In parallel to the introduction of the SAFE Justice Act, likely one of his last major political undertakings, Obama launched his drive in mid-July to reform the criminal justice system with a speech to the NAACP in Philadelphia. Earlier he had granted clemency to almost 4 dozen non-violent drug offenders of the more than 30,000 non-violent prisoners who have petitioned for early release. Two days later, he became the first sitting president to visit a federal prison and meet with 6 non-violent drug offenders where he made that point, “There but for the Grace of God” - alluding to his own youthful experiments with both pot and “blow” (cocaine). And, he ordered Attorney General Lynch to review the use of solitary confinement in federal prisons, to combat poor conditions in prisons and to prepare those inside for reentry to society.

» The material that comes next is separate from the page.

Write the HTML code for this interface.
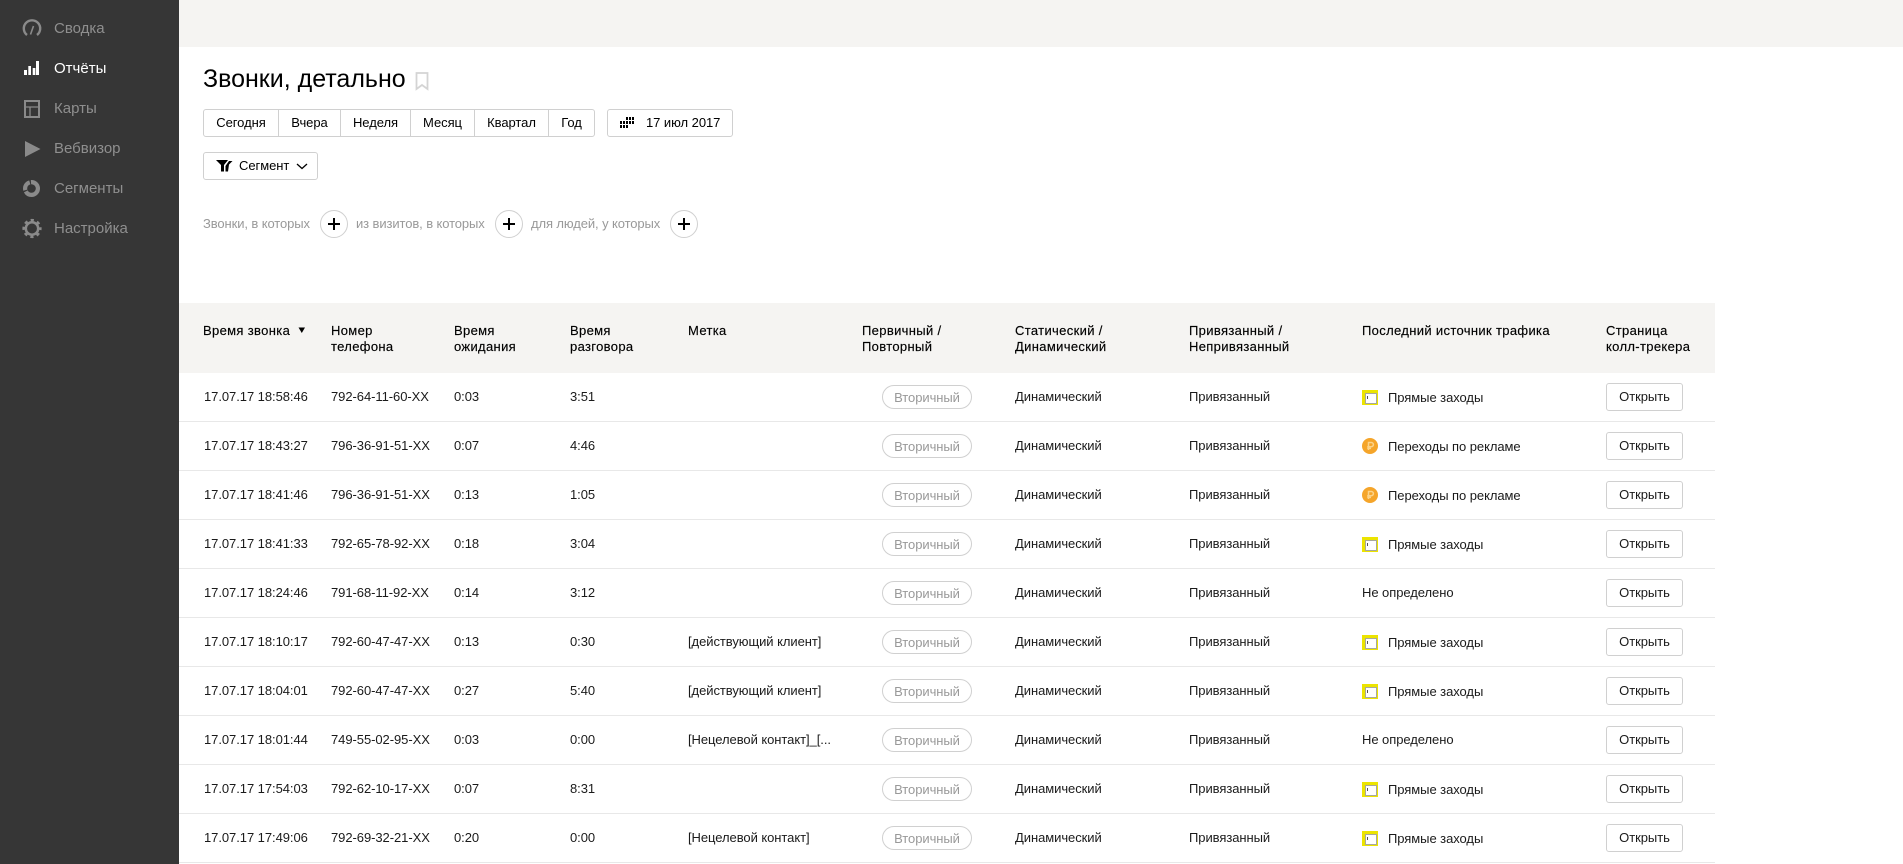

Thus, the criminal justice tectonic political plate is trembling.

But despite 204 mass shootings in the first 204 days of this year and the oceans of sympathetic tears, mounds of commemorative flowers and endless sympathy from Republican presidential candidates for the victims and their families, there is a near dead political silence about the role of easily available guns. The firearms tectonic plate is frozen. Here is a cause for liberal Democratic regret.

The President continues to call on Congress to enact effective gun regulation. Hillary Clinton has committed to it. Among the fourteen Republican presidential candidates, only Bobby Jindal of Louisiana has urged all states to strengthen their reporting of the mentally ill to the National Instant Criminal Background Check System. And he spoke up only after the killing of two people in a Louisiana theater last week by a seriously mentally ill gunman from Georgia with a legally acquired gun.

There is agreement, even from the merchants of death, that guns should be denied to the mentally ill and that background checks should work. The recent shootings have illustrated the inadequacies of a system in which states repeatedly fail to report the mentally ill to the federal registry. Closing that gaping leak would greatly help. But, some 40% of gun purchases are exempt from background checks because the seller is a private party, often operating online or at a gun show. Congress, it seems, could not care less about the failures of our system of background checks and the exemptions from it.

We liberal Democrats have good reason both to rejoice at the movement of our tectonic political plates of foreign policy and criminal justice but to despair that the gun madness plate is frozen in place.